第二次世界大戦はナチス・ドイツ のポーランド侵攻によって始まるわけでありますけれど、
実のところ独ソ不可侵条約の裏協定で、ドイツとソ連 はポーランドを半分こにすることに
なっていたわけでありますね。


独ソともにポーランドの部分では取るべきは差し当たり手にしたし、ドイツは反転、
オランダベルギー からフランスへの侵攻を開始して、戦火は拡大していくという。


では、ソ連の側は黙って見ていたのか…というと、
どうやら黙って見ているならまだしもということを勝手に始めていたのですね。


フィンランドに攻め込んで領土を分捕り、

バルト三国には圧力を掛けて言うことを聞かせようとする。
穏便に、穏便にとソ連に宥和的に臨んだラトビアにはあっという間にソ連軍が入り込み、
占領されたも同然に。


そこで起こったことと言うのは、
スターリン体制下であれこれ理由を付けては「社会主義革命の敵」とのレッテルを貼って
たくさんの人々をシベリアなどへ送り込むということ。


ソルジェニーツィンの「イワン・デニーソヴィチの一日」を思い出したりしますけれど、
そうしたことがソ連の中だけでなく、ラトビアでも(実際にはバルト三国でもというべきか)
行われていたとは考えてみたこともなかったですが、
このほど読み終えた「ダンスシューズで雪のシベリアへ」は当時、ラトビアから酷寒の地へ
送られた人々の話でありました。


ダンスシューズで雪のシベリアへ/新評論


タイトルがいささか意表を突くところにも思えますが、
いきなり捉えられ、輸送貨車に詰め込まれ、見も知らぬ場所に送られることが
いかに予期せぬことであったか、いかに唐突に降りかかったかを示すものであろうかと。


著者の母親が子供の時代、パーティー用にと兄からもらったダンスシューズがうれしくて
手放すことができない…そんな家族団欒の場面にやおら追捕の手が伸びてき、
持っていても何の役にもたたないダンスシューズ持参でシベリアに来てしまった…。
何ともどういう表情を作っていいんだか困ってしまう、そんな潜みでありました。


全く普通に暮らしていた家族、経営者的な位置付けにあってちょっとだけ他の人たちよりは
裕福だったかもしれないけれど、決して大金持ちとかいうわけではない家族。


それだけで「社会主義革命の敵」とされて、シベリアに送られてしまうことも、
また身寄りもお金も食べるものも住むところもないシベリアで労働を強いられることも
社会主義という面を被った全体主義の、極端な極端な自己保身のありようとして
「なんだって、そんなことができるんだ」と思わずにはいられないですよね。

「何が人をそうまでさせるのか」と。


こうしたソ連の脅威があらばこそ、独ソ戦が始まってナチス・ドイツがラトビアに侵攻してきた際、
ナチス・ドイツをソ連からの解放者として迎えたラトビアの人たちがいて、
それ故、ラトビアは枢軸側であったと言われることもあるようですが、これは「うむむ」と。

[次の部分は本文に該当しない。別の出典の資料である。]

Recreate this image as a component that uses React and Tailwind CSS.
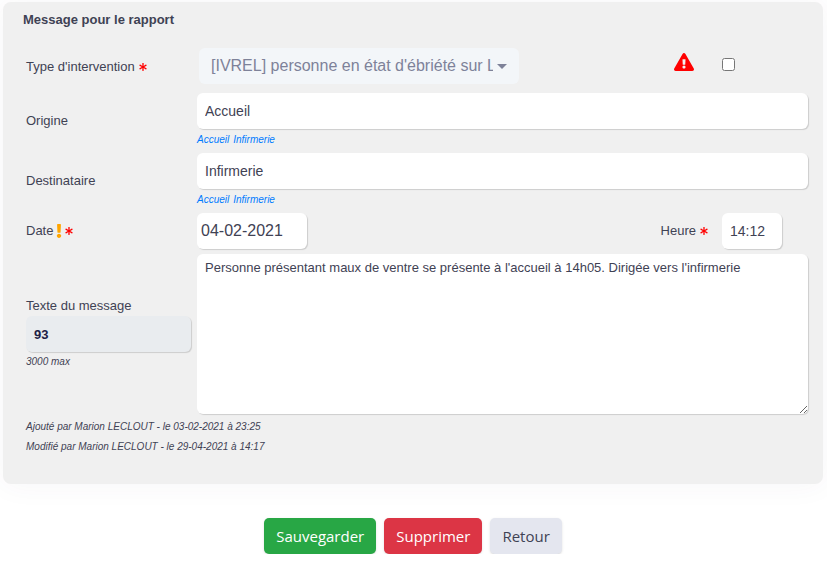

すぐにラトビアの人たちも、前の主人にしても後から来た主人にしても

さして変わることはなかったと気付いたものと思いますが、後の祭り。

やがて、ドイツが敗走して入ってきたのはまたソ連であって、結局のところ著者の一家が
ラトビアに帰ってこられたのはスターリン批判(1956年)の翌年になってからとは…。


ソ連崩壊に至る激動の中で、
ラトビア発でバルト三国に波及した「人間の鎖」という行動がありましたですが、
著者はその主導者であって、ラトビア独立後には外務大臣を務め、
ラトビアがEUに加盟するとラトビア初代の欧州委員となった人。


本書の新聞書評には

「NATOのバルト三国、ポーランドでの軍事演習を歓迎するラトビア外務省の最近のニュースは、
ウクライナの聴きが他人事ではないというメッセージともとれる」とありましたですが、
人間の感情の中で「怒り」ほど簡単に伝染するものはありませんから、
(きれいごとかもしれませんけれど)何とか悪循環に陥らない方向に行かないものかなと

思いますですね。


反対にロシアの側でのことで、先ごろ新聞で見かけた話に、
スターリン批判後に「ボルゴグラード」となった都市の名称が
「スターリングラード」に戻るかもしれない…というのがありました。


退役軍人の一人が「名称変更が可能かどうか」をプーチン大統領に尋ねたところ、
「法律に従えば、住民投票で可能」との答えであったそうな。


大統領にしてみれば、法律ではそうなんだからという答えかもしれないですが、
その通り答えるだけというのは果たしてどうなんでしょう…。


と、ここまで来て、
この地名の話を日本に置き換えると、日の丸・君が代なのかもしれんなぁと思ったり。
あれこれ脱線めいてますが、いろんなことを考えることになった一冊でありましたですよ。